- **GOAL**: Quote each line of the material verbatim, without the pictures.
• • • • • • •
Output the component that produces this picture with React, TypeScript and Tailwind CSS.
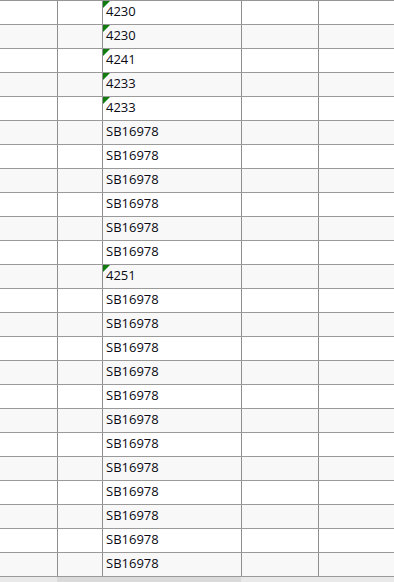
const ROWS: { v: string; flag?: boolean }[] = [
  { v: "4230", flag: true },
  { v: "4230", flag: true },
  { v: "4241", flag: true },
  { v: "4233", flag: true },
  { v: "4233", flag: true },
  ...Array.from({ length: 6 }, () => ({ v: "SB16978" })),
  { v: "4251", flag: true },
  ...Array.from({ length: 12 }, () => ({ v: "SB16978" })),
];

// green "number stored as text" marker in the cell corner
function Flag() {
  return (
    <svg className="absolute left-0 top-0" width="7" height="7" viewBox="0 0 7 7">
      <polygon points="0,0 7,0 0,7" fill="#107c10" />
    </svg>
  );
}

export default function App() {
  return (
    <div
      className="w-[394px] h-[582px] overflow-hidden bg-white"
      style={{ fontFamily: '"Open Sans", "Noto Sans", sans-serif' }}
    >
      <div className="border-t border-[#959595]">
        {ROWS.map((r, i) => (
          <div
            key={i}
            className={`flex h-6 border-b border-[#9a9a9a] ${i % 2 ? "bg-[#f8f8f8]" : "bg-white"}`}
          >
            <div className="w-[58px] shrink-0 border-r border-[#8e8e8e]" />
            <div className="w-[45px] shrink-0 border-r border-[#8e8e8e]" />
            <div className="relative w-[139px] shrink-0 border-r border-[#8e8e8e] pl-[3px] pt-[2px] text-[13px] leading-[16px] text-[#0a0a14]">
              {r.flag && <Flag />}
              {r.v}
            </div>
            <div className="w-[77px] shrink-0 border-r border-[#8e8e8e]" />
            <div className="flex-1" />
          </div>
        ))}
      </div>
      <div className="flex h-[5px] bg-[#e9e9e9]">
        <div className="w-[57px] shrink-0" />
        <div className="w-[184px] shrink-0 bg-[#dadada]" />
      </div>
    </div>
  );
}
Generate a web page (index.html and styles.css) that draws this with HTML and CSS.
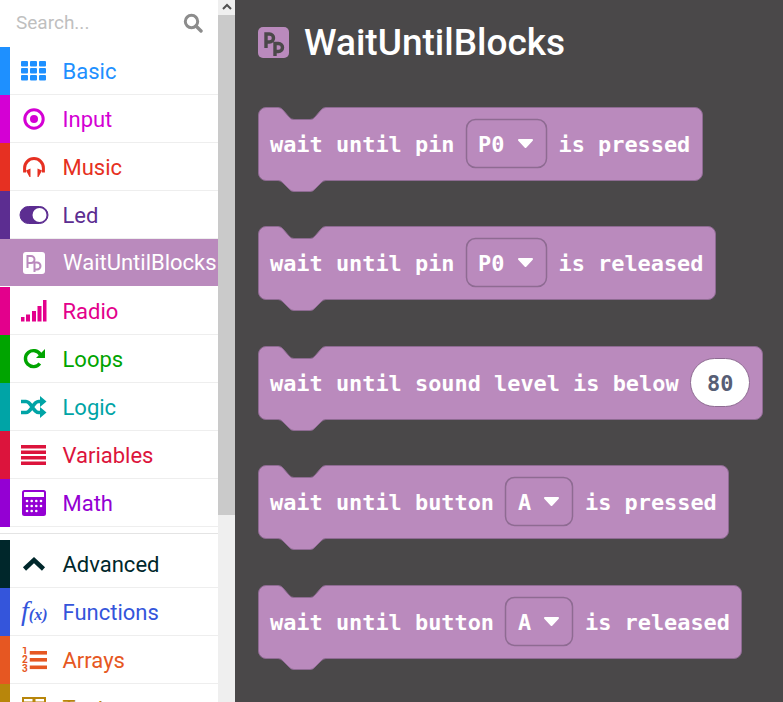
• • • • • • •
- **RIGHT ANSWER**:
Output the component that produces this picture with React, TypeScript and Tailwind CSS.
const ROWS: { v: string; flag?: boolean }[] = [
  { v: "4230", flag: true },
  { v: "4230", flag: true },
  { v: "4241", flag: true },
  { v: "4233", flag: true },
  { v: "4233", flag: true },
  ...Array.from({ length: 6 }, () => ({ v: "SB16978" })),
  { v: "4251", flag: true },
  ...Array.from({ length: 12 }, () => ({ v: "SB16978" })),
];

// green "number stored as text" marker in the cell corner
function Flag() {
  return (
    <svg className="absolute left-0 top-0" width="7" height="7" viewBox="0 0 7 7">
      <polygon points="0,0 7,0 0,7" fill="#107c10" />
    </svg>
  );
}

export default function App() {
  return (
    <div
      className="w-[394px] h-[582px] overflow-hidden bg-white"
      style={{ fontFamily: '"Open Sans", "Noto Sans", sans-serif' }}
    >
      <div className="border-t border-[#959595]">
        {ROWS.map((r, i) => (
          <div
            key={i}
            className={`flex h-6 border-b border-[#9a9a9a] ${i % 2 ? "bg-[#f8f8f8]" : "bg-white"}`}
          >
            <div className="w-[58px] shrink-0 border-r border-[#8e8e8e]" />
            <div className="w-[45px] shrink-0 border-r border-[#8e8e8e]" />
            <div className="relative w-[139px] shrink-0 border-r border-[#8e8e8e] pl-[3px] pt-[2px] text-[13px] leading-[16px] text-[#0a0a14]">
              {r.flag && <Flag />}
              {r.v}
            </div>
            <div className="w-[77px] shrink-0 border-r border-[#8e8e8e]" />
            <div className="flex-1" />
          </div>
        ))}
      </div>
      <div className="flex h-[5px] bg-[#e9e9e9]">
        <div className="w-[57px] shrink-0" />
        <div className="w-[184px] shrink-0 bg-[#dadada]" />
      </div>
    </div>
  );
}
Generate a web page (index.html and styles.css) that draws this with HTML and CSS.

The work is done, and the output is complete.